Maximum loan amount: $500,000
Draw period: 3 years
3 tips for getting the fastest HELOC closing
1. Know how much money you’ll qualify to borrow
Most HELOC lenders set a cap on how much you can borrow, typically 85% of your home’s value. If you’re hoping to borrow more than that, but you haven’t specifically sought out a high-LTV HELOC program, this could delay your loan’s approval and funding.
2. Choose a lender with an AVM
An automated valuation model (AVM) is a computer program that evaluates how much your house is worth. HELOC lenders who use an AVM can typically close more quickly because they don’t have to arrange for someone to come out and appraise your house in person.
Many lenders mention their automated systems on their websites, but if you’re not sure how a given lender deals with home appraisals, the quickest way to find out is to call customer service.
3. Have all your financial documents ready to go
How fast you can close on a HELOC depends on both the lender and on you as the borrower. No matter how fast a lender is able to underwrite a HELOC loan, if they don’t have all of your documents, they won’t be able to process your loan quickly. Make sure you have everything ready — you’ll usually need to provide documentation of your income, assets and employment in addition to details about your home and mortgage.
How to qualify for the fastest HELOCs
→ Minimum equity in your home: 15%
→ Loan-to-value (LTV) ratio maximum: 85%
→ Minimum credit score requirement: typically 620 or higher
→ Debt-to-income (DTI) ratio maximum: 43%
Which has the fastest closing: HELOCs, home equity loans or cash-out refinances?
The most common options for tapping the equity in your home are a HELOC, home equity loan or cash-out refinance. Home equity loans and HELOCs have roughly similar closing timelines, whereas a cash-out refinance will often take longer.
Type of loan | Typical time to close |
---|---|
Home equity line of credit (HELOC) | Two to six weeks |
Home equity loan | Two to eight weeks |
Cash-out refinance | Six weeks |
Keep in mind, though, that these are just the typical times across all lenders.

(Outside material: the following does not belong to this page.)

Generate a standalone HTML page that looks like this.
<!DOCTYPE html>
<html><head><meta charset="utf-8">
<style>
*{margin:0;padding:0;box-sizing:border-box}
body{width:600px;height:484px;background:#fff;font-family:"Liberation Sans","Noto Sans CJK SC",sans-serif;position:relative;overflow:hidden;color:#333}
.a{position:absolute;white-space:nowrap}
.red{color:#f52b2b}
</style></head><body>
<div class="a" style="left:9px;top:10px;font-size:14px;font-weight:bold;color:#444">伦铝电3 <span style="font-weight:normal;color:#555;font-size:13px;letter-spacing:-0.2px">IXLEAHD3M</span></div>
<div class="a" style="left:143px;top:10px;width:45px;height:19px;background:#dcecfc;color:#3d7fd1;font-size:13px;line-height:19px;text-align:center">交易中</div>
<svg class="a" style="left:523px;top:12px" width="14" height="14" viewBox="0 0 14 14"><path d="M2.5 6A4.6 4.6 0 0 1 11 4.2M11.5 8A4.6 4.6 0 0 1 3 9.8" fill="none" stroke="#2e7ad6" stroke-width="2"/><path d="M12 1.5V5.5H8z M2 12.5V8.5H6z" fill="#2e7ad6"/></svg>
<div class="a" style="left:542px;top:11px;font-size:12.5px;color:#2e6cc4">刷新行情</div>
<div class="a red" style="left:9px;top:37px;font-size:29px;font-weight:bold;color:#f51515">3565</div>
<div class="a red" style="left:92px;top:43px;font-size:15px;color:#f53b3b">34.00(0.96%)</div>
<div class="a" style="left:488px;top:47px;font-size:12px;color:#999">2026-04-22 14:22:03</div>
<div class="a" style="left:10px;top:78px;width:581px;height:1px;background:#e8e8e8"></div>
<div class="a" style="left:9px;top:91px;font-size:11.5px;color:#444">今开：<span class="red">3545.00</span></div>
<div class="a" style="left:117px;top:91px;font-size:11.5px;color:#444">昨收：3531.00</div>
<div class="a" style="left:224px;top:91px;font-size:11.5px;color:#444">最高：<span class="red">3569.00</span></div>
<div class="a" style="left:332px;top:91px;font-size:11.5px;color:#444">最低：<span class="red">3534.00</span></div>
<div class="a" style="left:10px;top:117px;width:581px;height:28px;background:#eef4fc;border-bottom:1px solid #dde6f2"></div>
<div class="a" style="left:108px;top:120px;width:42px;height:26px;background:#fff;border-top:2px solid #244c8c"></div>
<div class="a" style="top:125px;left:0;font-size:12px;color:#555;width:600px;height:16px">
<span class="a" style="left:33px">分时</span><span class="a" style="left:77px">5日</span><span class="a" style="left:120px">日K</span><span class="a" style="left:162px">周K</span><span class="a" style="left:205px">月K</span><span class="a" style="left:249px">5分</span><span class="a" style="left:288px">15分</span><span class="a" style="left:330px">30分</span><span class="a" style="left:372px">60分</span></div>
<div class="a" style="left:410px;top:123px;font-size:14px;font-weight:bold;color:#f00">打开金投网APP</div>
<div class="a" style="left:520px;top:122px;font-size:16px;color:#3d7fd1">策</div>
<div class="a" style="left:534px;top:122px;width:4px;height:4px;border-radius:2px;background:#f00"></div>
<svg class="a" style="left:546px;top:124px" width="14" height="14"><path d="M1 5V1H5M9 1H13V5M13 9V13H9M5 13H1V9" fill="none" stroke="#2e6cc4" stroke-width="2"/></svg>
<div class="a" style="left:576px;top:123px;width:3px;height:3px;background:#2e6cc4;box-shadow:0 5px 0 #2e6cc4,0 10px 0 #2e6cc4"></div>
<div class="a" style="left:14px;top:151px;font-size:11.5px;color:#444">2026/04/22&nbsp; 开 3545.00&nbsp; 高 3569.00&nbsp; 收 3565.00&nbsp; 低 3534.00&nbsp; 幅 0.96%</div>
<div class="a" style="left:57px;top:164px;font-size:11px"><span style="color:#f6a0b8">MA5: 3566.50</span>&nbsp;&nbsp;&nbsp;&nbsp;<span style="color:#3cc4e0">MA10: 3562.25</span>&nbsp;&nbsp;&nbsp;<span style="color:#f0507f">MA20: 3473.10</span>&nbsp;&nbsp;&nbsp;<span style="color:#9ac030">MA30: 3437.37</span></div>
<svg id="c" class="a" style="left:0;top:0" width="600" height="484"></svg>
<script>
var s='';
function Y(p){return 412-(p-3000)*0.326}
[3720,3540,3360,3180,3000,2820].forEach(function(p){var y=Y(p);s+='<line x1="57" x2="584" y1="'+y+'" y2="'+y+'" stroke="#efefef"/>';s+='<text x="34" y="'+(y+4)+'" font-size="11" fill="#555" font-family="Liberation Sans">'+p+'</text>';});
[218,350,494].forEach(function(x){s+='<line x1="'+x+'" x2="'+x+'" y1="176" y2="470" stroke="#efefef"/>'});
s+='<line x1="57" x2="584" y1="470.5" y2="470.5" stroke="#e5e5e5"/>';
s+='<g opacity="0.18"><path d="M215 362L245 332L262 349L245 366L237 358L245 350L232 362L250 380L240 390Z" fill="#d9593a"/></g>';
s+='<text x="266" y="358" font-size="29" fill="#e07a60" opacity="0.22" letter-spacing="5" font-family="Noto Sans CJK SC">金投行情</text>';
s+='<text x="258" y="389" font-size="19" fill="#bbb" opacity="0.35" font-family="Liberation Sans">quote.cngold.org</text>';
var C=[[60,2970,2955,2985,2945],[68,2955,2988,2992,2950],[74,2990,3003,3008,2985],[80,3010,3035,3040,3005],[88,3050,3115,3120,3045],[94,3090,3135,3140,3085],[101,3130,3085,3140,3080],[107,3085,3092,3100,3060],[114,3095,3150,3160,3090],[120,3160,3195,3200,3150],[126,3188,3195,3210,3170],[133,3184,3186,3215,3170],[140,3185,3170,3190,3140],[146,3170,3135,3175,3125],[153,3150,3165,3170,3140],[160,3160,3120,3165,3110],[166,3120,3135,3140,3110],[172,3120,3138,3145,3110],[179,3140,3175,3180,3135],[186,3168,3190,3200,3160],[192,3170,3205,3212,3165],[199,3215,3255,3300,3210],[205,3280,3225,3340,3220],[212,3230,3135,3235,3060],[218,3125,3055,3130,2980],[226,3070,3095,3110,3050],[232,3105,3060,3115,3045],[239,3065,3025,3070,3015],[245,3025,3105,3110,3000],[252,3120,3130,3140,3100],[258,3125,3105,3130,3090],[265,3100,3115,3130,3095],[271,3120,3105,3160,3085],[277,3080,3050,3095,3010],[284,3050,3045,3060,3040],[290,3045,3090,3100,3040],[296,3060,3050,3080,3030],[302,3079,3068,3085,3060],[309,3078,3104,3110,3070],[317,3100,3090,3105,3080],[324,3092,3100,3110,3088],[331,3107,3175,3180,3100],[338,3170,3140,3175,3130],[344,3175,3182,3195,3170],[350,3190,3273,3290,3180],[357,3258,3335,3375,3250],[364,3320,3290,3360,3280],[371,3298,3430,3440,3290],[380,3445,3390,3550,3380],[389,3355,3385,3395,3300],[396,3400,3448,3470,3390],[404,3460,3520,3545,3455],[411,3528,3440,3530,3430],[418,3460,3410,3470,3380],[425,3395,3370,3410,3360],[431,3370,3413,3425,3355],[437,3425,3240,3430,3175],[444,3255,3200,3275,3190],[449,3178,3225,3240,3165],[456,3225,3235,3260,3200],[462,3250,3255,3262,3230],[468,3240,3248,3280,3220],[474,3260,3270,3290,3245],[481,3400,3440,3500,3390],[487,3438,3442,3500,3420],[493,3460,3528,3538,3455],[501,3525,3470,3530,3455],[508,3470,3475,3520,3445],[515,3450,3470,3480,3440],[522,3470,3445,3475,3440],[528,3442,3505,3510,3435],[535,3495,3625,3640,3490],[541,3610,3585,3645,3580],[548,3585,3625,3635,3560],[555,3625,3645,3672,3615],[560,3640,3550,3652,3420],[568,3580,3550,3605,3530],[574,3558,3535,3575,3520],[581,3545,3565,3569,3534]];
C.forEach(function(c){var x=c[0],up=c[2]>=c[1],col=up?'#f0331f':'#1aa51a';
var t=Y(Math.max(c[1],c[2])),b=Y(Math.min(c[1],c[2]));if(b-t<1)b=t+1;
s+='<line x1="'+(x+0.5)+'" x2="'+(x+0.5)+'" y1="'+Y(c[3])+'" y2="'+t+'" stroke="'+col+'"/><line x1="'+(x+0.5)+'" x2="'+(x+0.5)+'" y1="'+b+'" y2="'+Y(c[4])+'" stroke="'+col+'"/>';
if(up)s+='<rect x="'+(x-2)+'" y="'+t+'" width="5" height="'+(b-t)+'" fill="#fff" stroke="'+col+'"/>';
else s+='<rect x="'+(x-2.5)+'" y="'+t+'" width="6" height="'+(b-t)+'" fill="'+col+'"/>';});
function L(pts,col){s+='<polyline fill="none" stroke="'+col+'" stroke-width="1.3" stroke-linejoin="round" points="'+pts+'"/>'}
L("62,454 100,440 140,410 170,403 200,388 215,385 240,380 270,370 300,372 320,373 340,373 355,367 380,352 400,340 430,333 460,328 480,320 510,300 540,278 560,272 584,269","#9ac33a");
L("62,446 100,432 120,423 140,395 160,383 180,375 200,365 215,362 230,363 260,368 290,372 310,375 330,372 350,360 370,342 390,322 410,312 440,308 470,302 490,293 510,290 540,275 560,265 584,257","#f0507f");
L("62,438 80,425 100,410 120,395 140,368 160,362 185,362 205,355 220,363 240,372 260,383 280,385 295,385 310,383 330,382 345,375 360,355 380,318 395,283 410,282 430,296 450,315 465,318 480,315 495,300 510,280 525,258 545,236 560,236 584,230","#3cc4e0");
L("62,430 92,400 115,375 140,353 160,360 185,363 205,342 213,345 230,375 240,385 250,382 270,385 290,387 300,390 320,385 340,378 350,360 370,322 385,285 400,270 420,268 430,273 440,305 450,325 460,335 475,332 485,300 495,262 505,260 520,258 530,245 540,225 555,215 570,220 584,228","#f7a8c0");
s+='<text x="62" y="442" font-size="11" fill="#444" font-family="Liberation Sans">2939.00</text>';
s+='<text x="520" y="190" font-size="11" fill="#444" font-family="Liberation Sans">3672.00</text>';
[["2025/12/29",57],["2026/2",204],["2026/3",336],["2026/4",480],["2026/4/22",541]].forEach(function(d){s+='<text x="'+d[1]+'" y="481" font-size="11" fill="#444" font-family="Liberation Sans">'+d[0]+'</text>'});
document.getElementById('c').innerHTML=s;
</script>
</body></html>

There are lenders who advertise shorter turnaround times, and if you need a fast closing, you should seek out the lenders listed above.
A cash-out refinance replaces your current mortgage with a new loan at a higher amount than what you currently owe. The new mortgage pays off the existing loan balance, and you receive the difference in one lump sum. You have three different cash-out refinance programs to choose from: conventional cash-out refinances, FHA cash-out refinances and VA cash-out refinances.
Alternatives to tapping home equity to get cash quickly
One major drawback to borrowing money against your home equity is that it puts your home at risk. If you can’t afford your payment, your lender may decide to foreclose. If you’d prefer not to secure another loan against your home, or don’t have enough equity to do so, you do have other options.
Personal loan
Personal loans are fixed-rate installment loans consumers can use for any reason. Borrowing with a personal loan may be faster than tapping into home equity — you could get approved within hours of applying and sometimes receive the funds within 24 hours with a quick loan. They’re also less risky for borrowers, since most personal loans are unsecured, meaning you won’t have to use your home as collateral.
However, interest rates on personal loans are generally much higher than on home equity products. And only borrowers with the best credit scores qualify for competitive rates.
Repayment terms are usually shorter than home equity financing — often between three and seven years.
Learn more about personal loan requirements to see if you qualify.
Credit card
Credit cards can be an easy and fast way to access funds. If you’re applying for a new card, you can often get same-day approval, which beats out even the fastest HELOC closing. And if you qualify, you could get access to a high credit limit. However, using a credit card to fund a large purchase or ongoing expense is a costly way to borrow — unless you pay off your balance in full each month — with average APRs in the double digits.